Editor's note: When Hannah uses the word "transfer" it appears she is referring to the entire 6 week period between transfers. She is going on a second 6 week period with the same companion and is still in Justin. In another brief email to me she wrote in answer to my query about her location, "STILL IN THE BEST PLACE ON EARTH! Seriously. I cannot WAIT to take you and Dad here!!!! I see things and places and I'm like "my family needs to see this." It's..... almost better than Disneyland. Maybe better.... probably better." Isn't it amazing that no matter how hard a mission is, a good missionary would still rather be there than anywhere else in the world. And Hannah could really use your prayers right now, btw.
-------------------------
I sat down to write this and I thought that. Hm. I guess everything goes by in a big blur. I'm so anxious to write everything down in my journal because I know I'm gonna forget it. I've finished my second journal, my 3rd transfer, and my 6 month... Starting in on the third journal, 4th transfer and 7 month and I don't know what number email this is. So....
First of all, we've had to move Cailee and Trinity's baptism dates. Just to the next week, but it was a bummer to cancel their interview and have our DL go "WAIT WHY?!" Well, that's what happens when people's agency interfere with other people's agency.
I've talked before (MANY a time) about how much Agency, as awesome as it is, gives me a rash. I love to choose! I love choosing to serve a mission, choosing to leave my family for a bit to serve the Lord. I love choosing the right! But I DO NOT like it when other people's choices make it so someone else can't choose. Trinity is on the straight-track to the waters of baptism. I don't know of anything that could possibly move her. Cailee is much the same way! She's so solid, the epitome poster-child of what missionary's call "the elect." And yet her mom has denied her permission to get baptized. She sees Cailee's personal improvement as being distant or whatever, the blood rushing to my head in anger impaired my hearing.
NOT A FAN, Adversary. NOT. A. FAN.
On the upside, we had interviews this week. I had been struggling a lot with my ADHD the latter-end of this transfer. Especially during prayers and studies. I hate the fuzzy brain! It separates me from God and spiritual development!! So I talked to president about it and he gave me some very good advice. He helped me see the line between killing the natural man and myself and how to overcome my obstacles.
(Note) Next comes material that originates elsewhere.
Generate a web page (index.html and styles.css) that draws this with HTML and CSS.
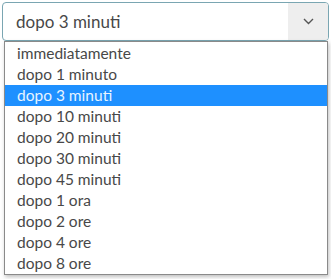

I'm really not sure what else happened this week. The campers are setting up (already) for race weekend. Oh yeah, forgot to mention, I'm right by the Texas Motor Speedway and Nascar is coming to town. Napper and I are rooting for Matt Kenseth. Sort of. We don't really know who he is, we just saw his name on the giant electric marquee. But he's number 20 this year, so we're excited!!! He's one of the best!... Apparently? Anybody want to do some research?